Although Steve would learn guitar repair from Dan, Ironically it was not always in Dan's shop where the teaching and
the learning took place. According to Steve "In addition to his shop, Dan also did work in a loft further down on
48th St. along with another repairman named Dave Worth, who knew Dan for quite some time. Together, they did customer
repairs and/or returns for one of the stores that I think Dave had worked for. Dan did repairs as well, but he mostly
did a lot of set-ups on guitars for the store. Dan's setup work was flawless and it was here that Dan showed me actual
set-up and repair work for the most part."
Steve relates one story, adding "One time there was a Precision Bass® in for repairs as the neck was both twisting
and warping. I couldn't believe my own eyes, as Dan tore it apart, and within 45 minutes he had showed us how to remove
the original frets, then he showed us how to block plain the neck as he did that next. "Once the neck was straight and
level, Dan began re fretting it while showing us how to do it as he went. After he had installed a few frets, he
stopped, then turned toward me and said 'now..... you finish it'."
He continues adding "One thing that I know Dan wanted to do but never did was to learn how to build an acoustic
guitar. He wanted to be able to do that, but just never followed through with it. He had read the book by
called Irving Sloane's Classical Guitar Construction which was published in 1962 or thereabouts. In fact, Dan once
told me that when he first came to New York he had called Mr.
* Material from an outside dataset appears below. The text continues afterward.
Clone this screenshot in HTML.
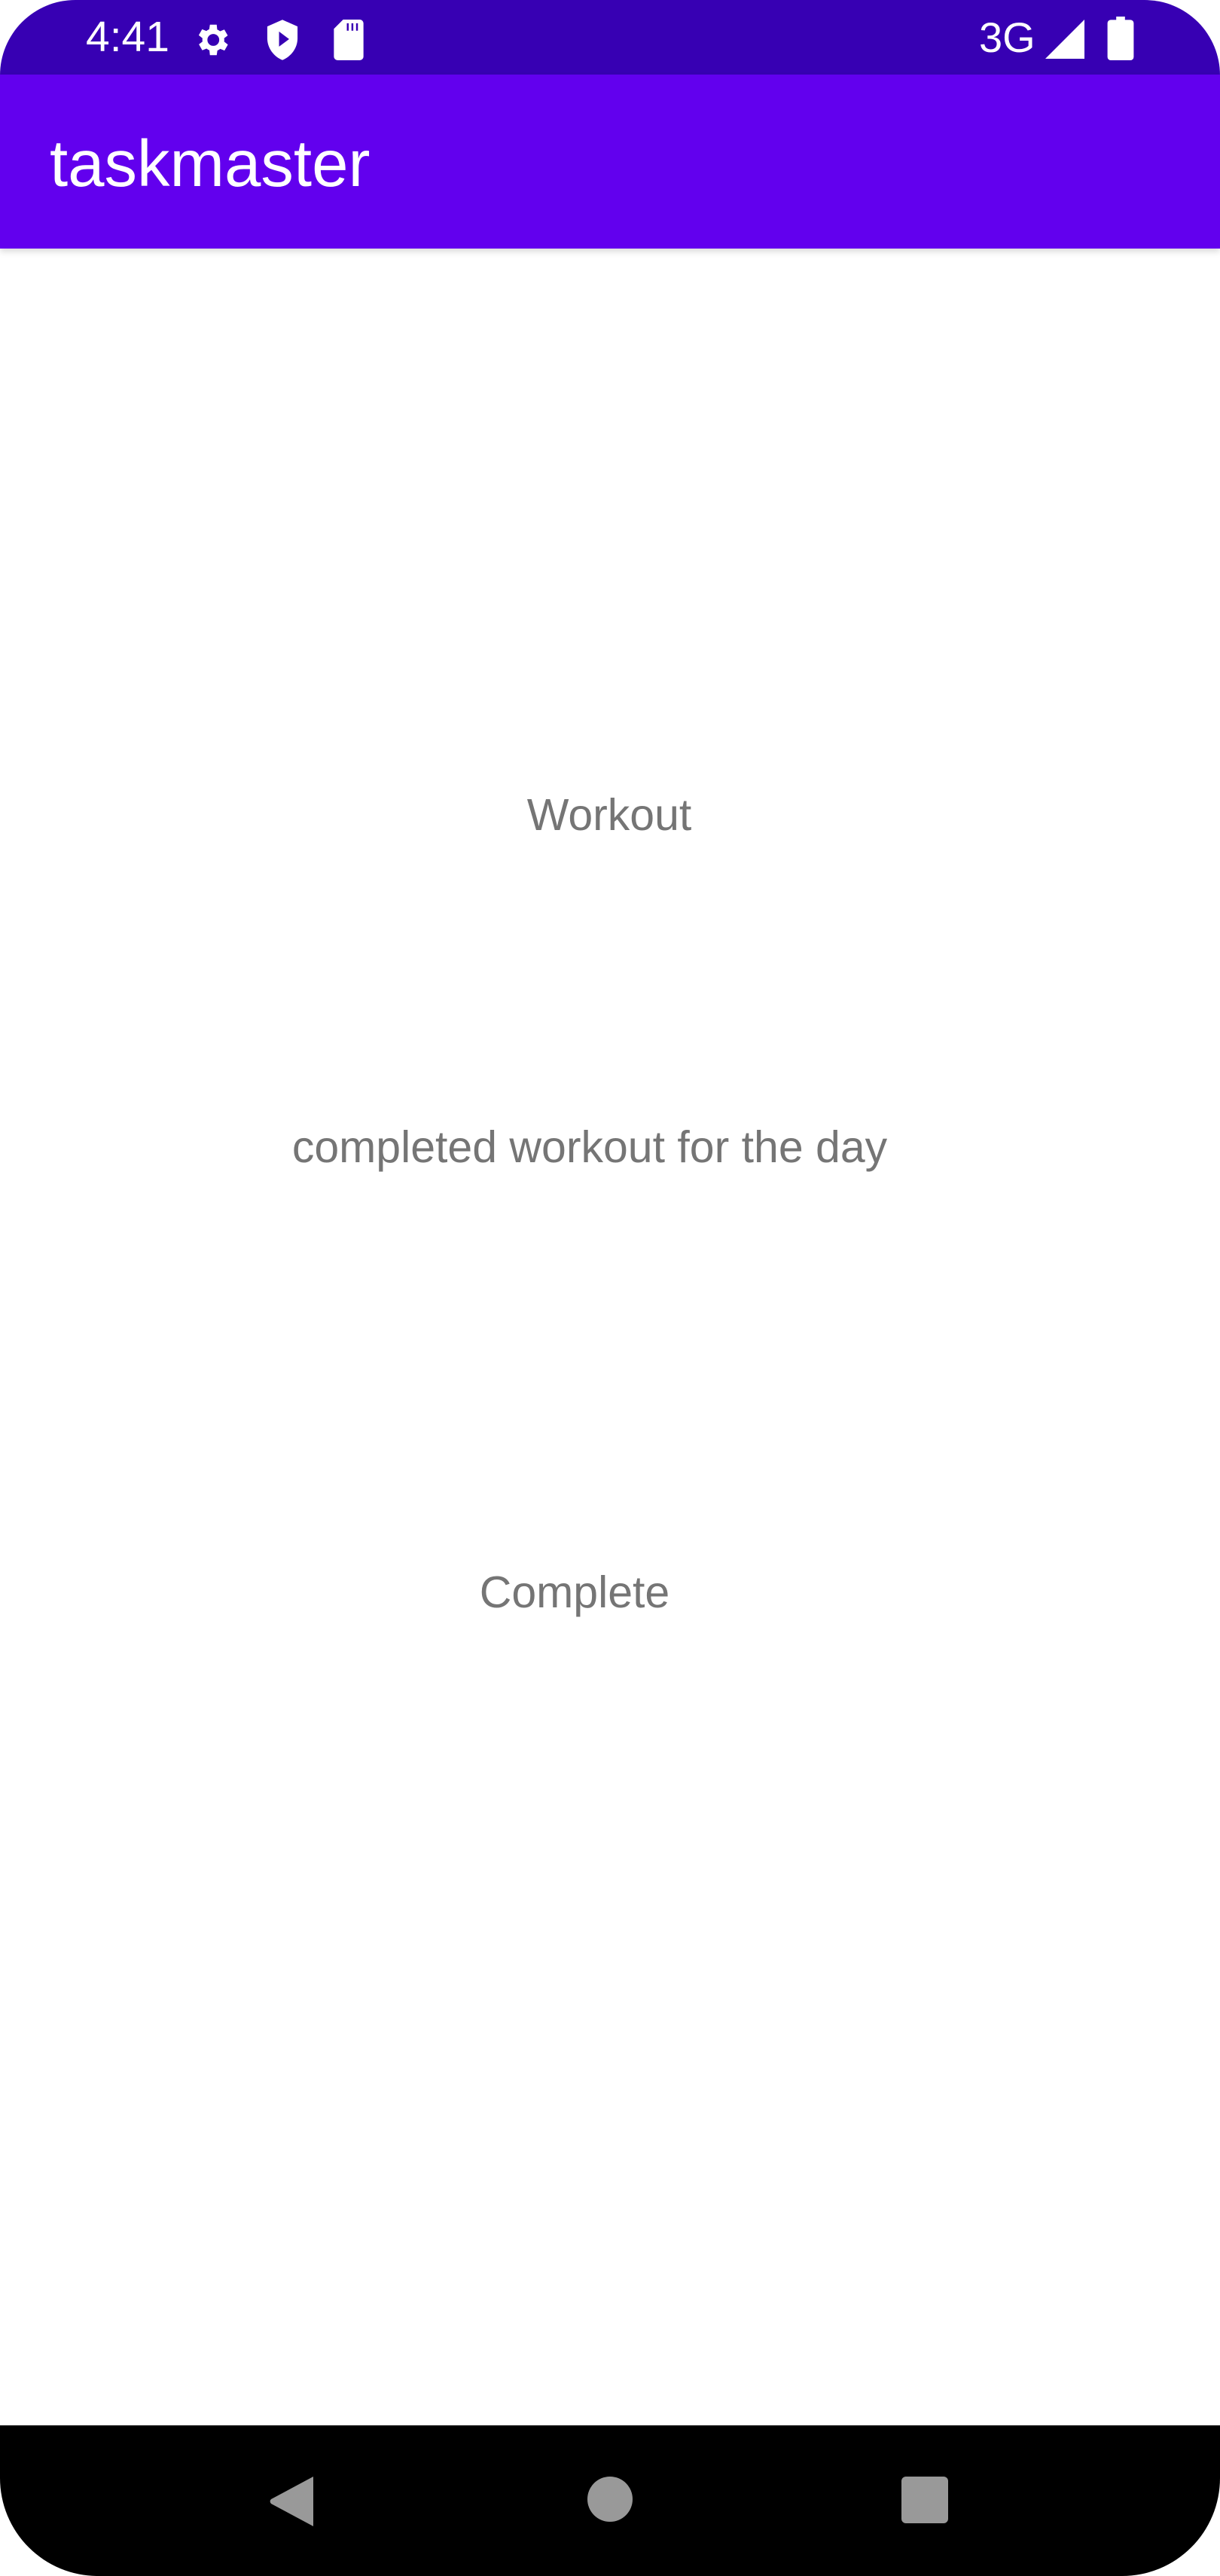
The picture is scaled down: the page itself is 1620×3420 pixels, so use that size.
<!DOCTYPE html>
<html><head><style>
*{margin:0;padding:0;box-sizing:border-box}
body{width:1620px;height:3420px;background:#fff;position:relative;overflow:hidden;font-family:"Liberation Sans",Roboto,sans-serif}
.sb{position:absolute;left:0;top:0;width:1620px;height:100px;background:#3700b3;border-radius:100px 100px 0 0}
.ab{position:absolute;left:0;top:99px;width:1620px;height:231px;background:#6200ee;box-shadow:0 4px 8px rgba(0,0,0,.15)}
.t{position:absolute;color:#fff}
.tx{position:absolute;color:#757575;font-size:59px;white-space:nowrap;transform:translate(-50%,-50%)}
.nav{position:absolute;left:0;top:3220px;width:1620px;height:200px;background:#000;border-radius:0 0 130px 130px}
</style></head><body>
<div class="sb"></div>
<div class="t" style="left:114px;top:16px;font-size:57px;">4:41</div>
<svg class="t" style="left:254px;top:26px" width="54" height="54" viewBox="0 0 24 24"><path fill="#fff" d="M19.4 13a7.5 7.5 0 0 0 0-2l2.1-1.6-2-3.5-2.5 1a7 7 0 0 0-1.7-1L15 3h-4l-.4 2.7a7 7 0 0 0-1.7 1l-2.5-1-2 3.5L6.6 11a7.5 7.5 0 0 0 0 2l-2.1 1.6 2 3.5 2.5-1a7 7 0 0 0 1.7 1L11 21h4l.4-2.7a7 7 0 0 0 1.7-1l2.5 1 2-3.5zM13 15.5a3.5 3.5 0 1 1 0-7 3.5 3.5 0 0 1 0 7z"/></svg>
<svg class="t" style="left:348px;top:24px" width="54" height="58" viewBox="0 0 24 26"><path fill="#fff" d="M12 1 3 5v7c0 6 4 11 9 13 5-2 9-7 9-13V5z"/><path fill="#3700b3" d="M10 8v9l6-4.5z"/></svg>
<svg class="t" style="left:442px;top:26px" width="42" height="54" viewBox="0 0 16 22"><path fill="#fff" d="M5 0h9a2 2 0 0 1 2 2v18a2 2 0 0 1-2 2H2a2 2 0 0 1-2-2V5z"/><path fill="#3700b3" d="M7 2h1v4H7zM9.5 2h1v4h-1zM12 2h1v4h-1z"/></svg>
<div class="t" style="left:1300px;top:17px;font-size:56px;">3G</div>
<svg class="t" style="left:1388px;top:26px" width="52" height="52" viewBox="0 0 20 20"><path fill="#fff" d="M20 0v20H0z"/></svg>
<svg class="t" style="left:1470px;top:22px" width="36" height="58" viewBox="0 0 12 20"><path fill="#fff" d="M4 0h4v1.5h2.5a1.5 1.5 0 0 1 1.5 1.5v15.5a1.5 1.5 0 0 1-1.5 1.5h-9A1.5 1.5 0 0 1 0 18.5V3a1.5 1.5 0 0 1 1.5-1.5H4z"/></svg>
<div class="ab"></div>
<div class="t" style="left:66px;top:168px;font-size:87px;">taskmaster</div>
<div class="tx" style="left:809px;top:1082px">Workout</div>
<div class="tx" style="left:783px;top:1523px">completed workout for the day</div>
<div class="tx" style="left:763px;top:2114px">Complete</div>
<div class="nav"></div>
<svg style="position:absolute;left:356px;top:3286px" width="62" height="70" viewBox="0 0 62 70"><path fill="#999" d="M60 2v66L4 38a4 4 0 0 1 0-6z"/></svg>
<div style="position:absolute;left:780px;top:3288px;width:60px;height:60px;border-radius:50%;background:#999"></div>
<div style="position:absolute;left:1197px;top:3288px;width:62px;height:62px;border-radius:6px;background:#999"></div>
</body></html>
Sloane, though he never told me why or what they had
discussed. But maybe that is why he would occasionally stop by at Dan's shop. He was what some might call a very
renaissance type man, as a car would drop him off at the shop and he would walk in and look around at everything.
Then, after a brief visit around the shop he would walk back outside, and within a minute or two the same car that
dropped him off would stop and pick him up."
"My take was that Dan very much respected him, for Dan had learned everything by doing, rather than by apprenticing,
and he would normally be chatting & kidding with his customers. He even had nicknames for some of them. But that side
of Dan's personality would totally disappear whenever Irving Sloane walked into the shop. Not only would Dan follow him
around, but he always addressed him as 'Mr. Sloane'."
I remember one time when he passed by the counter and I was putting strings on a classical guitar when all of a sudden
he said 'you look like you are doing a good job there, but in order to make any money you are going to have to be able
to do it faster'." Steve finished, stating somewhat wryly "That was the first and only time that Irving Sloane
had ever spoken to me."
But anywhere Dan's skills may have fell short in the acoustic world, was more than made up for in the electric world
as Steve Kubica goes on to tell "Dan loved double cutaway Les Paul Specials® & Juniors®. I remember one day in
Dan's shop we were jamming on guitars. I had a single cutaway 1955 Les Paul Special while Dan played on a 1960 Junior,
a double cutaway model. I said as I played 'see how much more richer sounding this pickup is over the one in your Junior?'
and Dan played the Junior a bit more and said 'you're right'. With that he proceeded toward the counter with the Junior
and within 5 minutes or so had it tore apart with the pickup out of the guitar and went to the back room."
Steve continues "He came back about 4 to 5 minutes later, put the pickup back into the guitar and put it all back together
and tuned it back up. As he plugged into the amp he said 'let's try it now' and he started to play. Ten minutes ago the
Special I was playing was better sounding, but now the Junior could wipe the floor with that Special. It totally blew
it away with more fullness, richness, harmonics & tone. When it came to pickups, Dan just had an innate ability to wind them giving them just enough wraps
for the magnet strength without going over with too many wraps or under with too few. It didn't matter what type it
was, every pickup Dan ever worked on always sounded better than before."
Overall, the electric guitar was indeed Dan's first love, and he would follow that love, and his heart for the rest of his life.